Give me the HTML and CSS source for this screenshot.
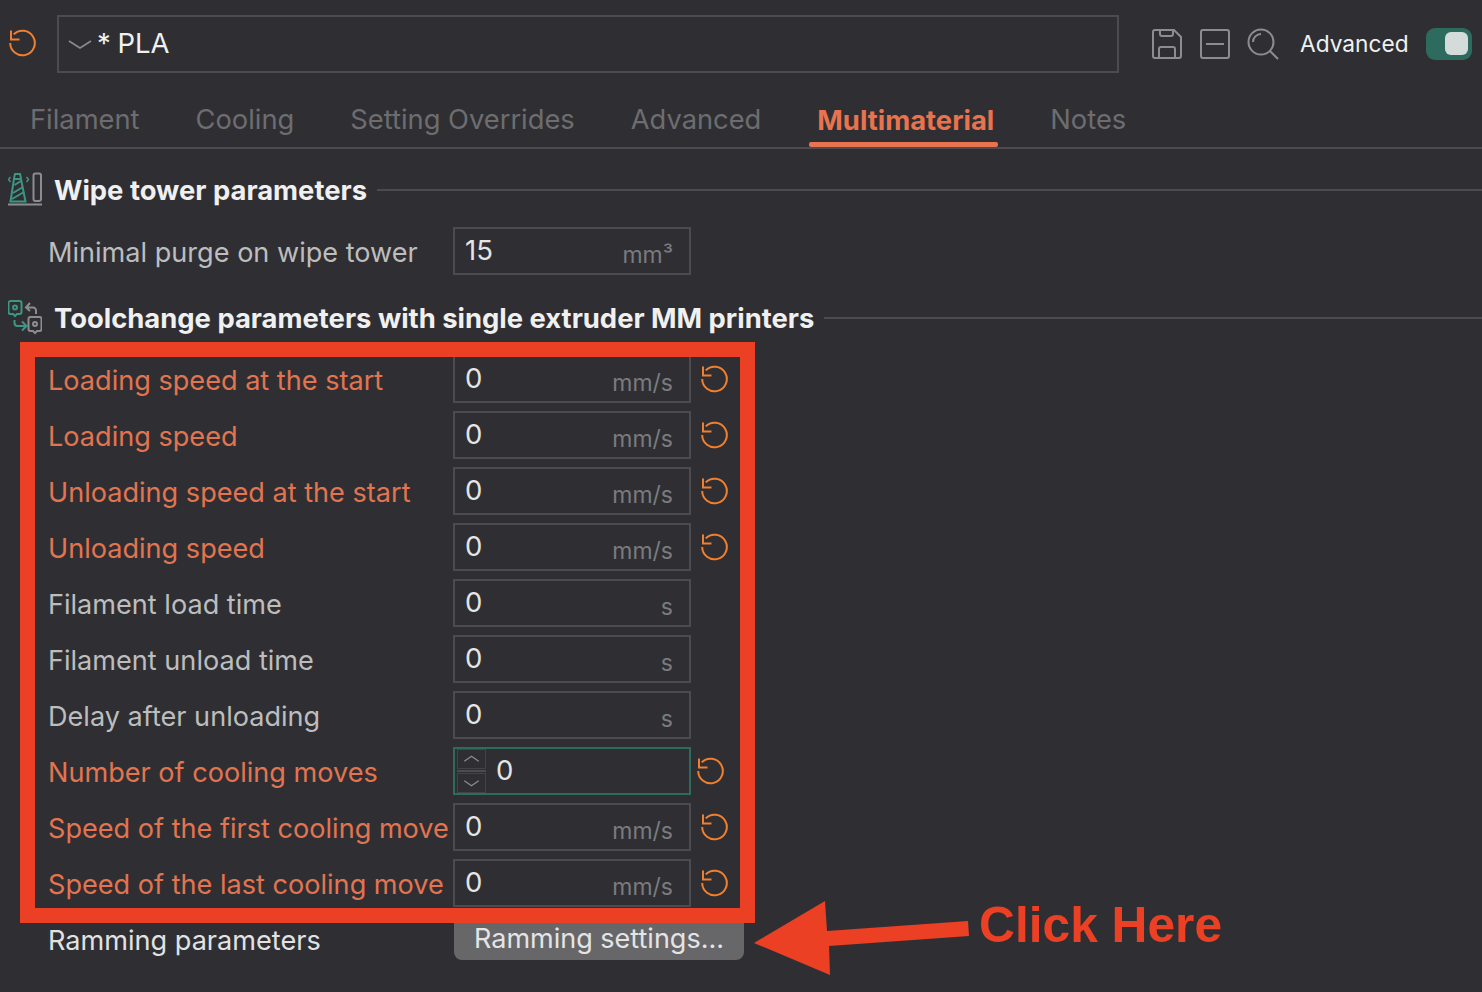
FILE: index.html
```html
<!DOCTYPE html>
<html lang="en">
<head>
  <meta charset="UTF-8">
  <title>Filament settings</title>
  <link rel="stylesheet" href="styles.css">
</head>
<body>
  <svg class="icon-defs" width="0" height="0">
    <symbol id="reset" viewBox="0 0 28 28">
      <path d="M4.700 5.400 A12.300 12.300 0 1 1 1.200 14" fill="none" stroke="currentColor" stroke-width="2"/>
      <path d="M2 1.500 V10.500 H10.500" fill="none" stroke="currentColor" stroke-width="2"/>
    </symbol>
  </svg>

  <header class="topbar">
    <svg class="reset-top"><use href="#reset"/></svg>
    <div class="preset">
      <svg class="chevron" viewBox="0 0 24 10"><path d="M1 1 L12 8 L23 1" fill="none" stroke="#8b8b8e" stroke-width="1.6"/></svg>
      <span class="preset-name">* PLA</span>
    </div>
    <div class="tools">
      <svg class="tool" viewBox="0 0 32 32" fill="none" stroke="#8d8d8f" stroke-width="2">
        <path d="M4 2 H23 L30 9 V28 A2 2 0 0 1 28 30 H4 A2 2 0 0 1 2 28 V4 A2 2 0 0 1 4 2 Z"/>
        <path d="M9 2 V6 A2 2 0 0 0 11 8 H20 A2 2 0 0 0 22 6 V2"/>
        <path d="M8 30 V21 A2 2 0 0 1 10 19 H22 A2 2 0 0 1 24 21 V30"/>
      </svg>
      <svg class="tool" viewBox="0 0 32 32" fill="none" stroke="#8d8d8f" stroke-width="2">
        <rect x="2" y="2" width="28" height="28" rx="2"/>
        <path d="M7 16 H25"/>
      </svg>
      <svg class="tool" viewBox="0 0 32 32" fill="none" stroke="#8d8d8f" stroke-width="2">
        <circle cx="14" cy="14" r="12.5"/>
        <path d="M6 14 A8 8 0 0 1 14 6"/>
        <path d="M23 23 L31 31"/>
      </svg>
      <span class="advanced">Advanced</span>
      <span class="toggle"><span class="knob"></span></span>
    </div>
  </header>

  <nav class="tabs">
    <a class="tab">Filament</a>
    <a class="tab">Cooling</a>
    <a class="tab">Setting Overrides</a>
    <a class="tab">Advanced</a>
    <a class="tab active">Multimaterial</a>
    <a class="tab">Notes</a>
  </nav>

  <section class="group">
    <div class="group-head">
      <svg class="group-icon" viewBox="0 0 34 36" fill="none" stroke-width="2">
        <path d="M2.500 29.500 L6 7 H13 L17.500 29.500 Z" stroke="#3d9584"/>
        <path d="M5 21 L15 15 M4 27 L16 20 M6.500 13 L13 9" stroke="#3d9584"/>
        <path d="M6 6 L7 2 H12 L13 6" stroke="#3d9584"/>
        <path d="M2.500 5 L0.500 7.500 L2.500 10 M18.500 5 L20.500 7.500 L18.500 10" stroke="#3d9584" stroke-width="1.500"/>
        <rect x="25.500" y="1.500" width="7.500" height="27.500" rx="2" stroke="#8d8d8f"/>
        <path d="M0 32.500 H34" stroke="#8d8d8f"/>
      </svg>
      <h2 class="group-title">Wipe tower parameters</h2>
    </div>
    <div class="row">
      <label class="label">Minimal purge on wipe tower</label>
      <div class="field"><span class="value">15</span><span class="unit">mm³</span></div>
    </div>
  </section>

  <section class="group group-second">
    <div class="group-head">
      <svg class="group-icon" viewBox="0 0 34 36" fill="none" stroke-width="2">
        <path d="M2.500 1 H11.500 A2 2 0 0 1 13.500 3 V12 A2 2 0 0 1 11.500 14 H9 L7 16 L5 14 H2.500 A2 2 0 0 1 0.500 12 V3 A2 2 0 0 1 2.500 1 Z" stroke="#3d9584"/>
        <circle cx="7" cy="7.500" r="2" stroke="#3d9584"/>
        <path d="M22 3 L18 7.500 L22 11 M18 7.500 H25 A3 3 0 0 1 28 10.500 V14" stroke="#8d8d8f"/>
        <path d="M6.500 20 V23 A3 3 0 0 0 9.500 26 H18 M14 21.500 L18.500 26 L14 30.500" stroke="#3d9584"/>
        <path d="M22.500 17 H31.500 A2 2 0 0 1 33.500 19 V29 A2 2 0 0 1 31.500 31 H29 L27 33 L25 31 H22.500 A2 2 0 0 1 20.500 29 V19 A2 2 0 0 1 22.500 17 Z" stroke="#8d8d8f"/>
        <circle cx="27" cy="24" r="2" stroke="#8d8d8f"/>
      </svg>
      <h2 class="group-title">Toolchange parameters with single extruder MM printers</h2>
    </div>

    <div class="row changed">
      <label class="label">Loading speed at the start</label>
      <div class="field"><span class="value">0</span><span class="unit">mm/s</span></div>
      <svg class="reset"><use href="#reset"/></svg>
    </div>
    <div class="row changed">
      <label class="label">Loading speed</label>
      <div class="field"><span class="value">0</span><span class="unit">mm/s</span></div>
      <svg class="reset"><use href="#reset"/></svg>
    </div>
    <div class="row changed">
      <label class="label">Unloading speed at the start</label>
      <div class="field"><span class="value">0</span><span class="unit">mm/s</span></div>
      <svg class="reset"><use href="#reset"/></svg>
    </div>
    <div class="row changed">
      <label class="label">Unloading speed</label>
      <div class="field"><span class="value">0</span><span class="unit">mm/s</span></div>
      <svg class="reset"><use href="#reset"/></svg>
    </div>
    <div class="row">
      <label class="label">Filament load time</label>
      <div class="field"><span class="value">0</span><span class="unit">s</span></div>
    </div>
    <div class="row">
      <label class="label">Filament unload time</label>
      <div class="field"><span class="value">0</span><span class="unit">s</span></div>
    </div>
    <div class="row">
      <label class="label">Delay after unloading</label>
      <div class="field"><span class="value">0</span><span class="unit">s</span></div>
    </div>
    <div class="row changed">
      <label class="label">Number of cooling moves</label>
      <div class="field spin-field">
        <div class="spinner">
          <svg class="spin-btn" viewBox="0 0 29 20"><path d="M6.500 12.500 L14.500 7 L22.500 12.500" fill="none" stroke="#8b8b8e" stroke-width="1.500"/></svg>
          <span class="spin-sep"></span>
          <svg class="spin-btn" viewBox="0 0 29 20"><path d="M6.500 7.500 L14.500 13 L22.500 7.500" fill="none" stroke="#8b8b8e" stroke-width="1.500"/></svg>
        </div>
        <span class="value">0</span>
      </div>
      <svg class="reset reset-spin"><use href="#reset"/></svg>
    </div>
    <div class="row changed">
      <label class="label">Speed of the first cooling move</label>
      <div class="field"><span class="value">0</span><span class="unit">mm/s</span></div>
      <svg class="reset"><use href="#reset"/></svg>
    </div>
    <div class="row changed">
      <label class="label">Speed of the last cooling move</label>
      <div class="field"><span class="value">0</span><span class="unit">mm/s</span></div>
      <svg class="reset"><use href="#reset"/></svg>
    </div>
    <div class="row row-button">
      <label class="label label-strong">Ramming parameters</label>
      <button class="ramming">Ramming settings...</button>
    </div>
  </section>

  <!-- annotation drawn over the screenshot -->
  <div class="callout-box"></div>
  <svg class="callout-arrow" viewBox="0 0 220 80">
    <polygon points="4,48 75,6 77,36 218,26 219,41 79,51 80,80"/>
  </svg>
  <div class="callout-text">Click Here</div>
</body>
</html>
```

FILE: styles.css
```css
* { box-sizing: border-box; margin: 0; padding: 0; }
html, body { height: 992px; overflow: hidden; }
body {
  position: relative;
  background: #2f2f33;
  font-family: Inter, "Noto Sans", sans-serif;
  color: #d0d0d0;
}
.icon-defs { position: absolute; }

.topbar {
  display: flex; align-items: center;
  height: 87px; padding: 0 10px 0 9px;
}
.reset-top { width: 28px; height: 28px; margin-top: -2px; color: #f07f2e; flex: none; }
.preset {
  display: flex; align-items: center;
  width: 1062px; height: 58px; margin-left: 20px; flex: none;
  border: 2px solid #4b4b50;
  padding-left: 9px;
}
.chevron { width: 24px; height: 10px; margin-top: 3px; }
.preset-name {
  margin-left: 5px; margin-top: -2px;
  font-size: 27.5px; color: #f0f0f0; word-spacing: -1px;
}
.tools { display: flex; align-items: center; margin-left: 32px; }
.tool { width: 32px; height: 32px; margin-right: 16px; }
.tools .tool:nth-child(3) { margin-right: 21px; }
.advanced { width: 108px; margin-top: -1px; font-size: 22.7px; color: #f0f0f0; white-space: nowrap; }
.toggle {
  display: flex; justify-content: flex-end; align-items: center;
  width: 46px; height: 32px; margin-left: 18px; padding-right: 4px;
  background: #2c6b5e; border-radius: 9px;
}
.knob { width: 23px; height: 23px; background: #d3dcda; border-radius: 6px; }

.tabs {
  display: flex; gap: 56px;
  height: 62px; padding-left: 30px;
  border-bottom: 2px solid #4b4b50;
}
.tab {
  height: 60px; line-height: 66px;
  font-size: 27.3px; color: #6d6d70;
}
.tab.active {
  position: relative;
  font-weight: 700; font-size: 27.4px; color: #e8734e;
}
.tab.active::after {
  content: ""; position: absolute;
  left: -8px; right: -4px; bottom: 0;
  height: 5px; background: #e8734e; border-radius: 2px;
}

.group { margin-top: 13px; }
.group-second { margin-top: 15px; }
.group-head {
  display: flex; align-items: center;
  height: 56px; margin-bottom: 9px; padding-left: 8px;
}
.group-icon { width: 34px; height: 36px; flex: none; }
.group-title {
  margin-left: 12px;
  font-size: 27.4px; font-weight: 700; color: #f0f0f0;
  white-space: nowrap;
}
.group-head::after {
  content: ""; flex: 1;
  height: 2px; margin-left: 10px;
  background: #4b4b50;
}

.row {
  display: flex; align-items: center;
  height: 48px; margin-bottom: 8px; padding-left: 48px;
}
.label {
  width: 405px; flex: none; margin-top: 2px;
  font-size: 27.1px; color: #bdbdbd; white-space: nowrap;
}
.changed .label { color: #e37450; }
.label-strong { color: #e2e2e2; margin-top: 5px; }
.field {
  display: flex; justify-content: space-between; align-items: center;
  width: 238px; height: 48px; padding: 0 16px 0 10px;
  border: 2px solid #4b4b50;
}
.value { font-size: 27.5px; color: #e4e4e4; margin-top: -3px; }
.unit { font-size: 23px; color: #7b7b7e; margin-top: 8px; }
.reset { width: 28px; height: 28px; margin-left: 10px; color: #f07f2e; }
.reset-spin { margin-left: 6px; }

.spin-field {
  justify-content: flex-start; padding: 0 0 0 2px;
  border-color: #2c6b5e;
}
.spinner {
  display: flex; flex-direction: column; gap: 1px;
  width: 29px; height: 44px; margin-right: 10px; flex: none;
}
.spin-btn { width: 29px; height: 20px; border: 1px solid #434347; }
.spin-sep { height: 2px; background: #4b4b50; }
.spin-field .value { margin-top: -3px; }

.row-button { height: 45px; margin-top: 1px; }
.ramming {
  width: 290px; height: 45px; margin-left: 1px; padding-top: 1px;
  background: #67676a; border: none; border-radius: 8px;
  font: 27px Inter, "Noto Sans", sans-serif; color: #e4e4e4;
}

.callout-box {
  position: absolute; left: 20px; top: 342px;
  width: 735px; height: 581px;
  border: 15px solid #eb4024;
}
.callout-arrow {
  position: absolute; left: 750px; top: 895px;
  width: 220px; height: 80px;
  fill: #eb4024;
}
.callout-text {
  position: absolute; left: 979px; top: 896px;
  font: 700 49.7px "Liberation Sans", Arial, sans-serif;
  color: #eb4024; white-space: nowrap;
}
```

+++

What you are asked to do
Answer with one number: how many lines in the listing hold "screenshot".

Exercise solution
2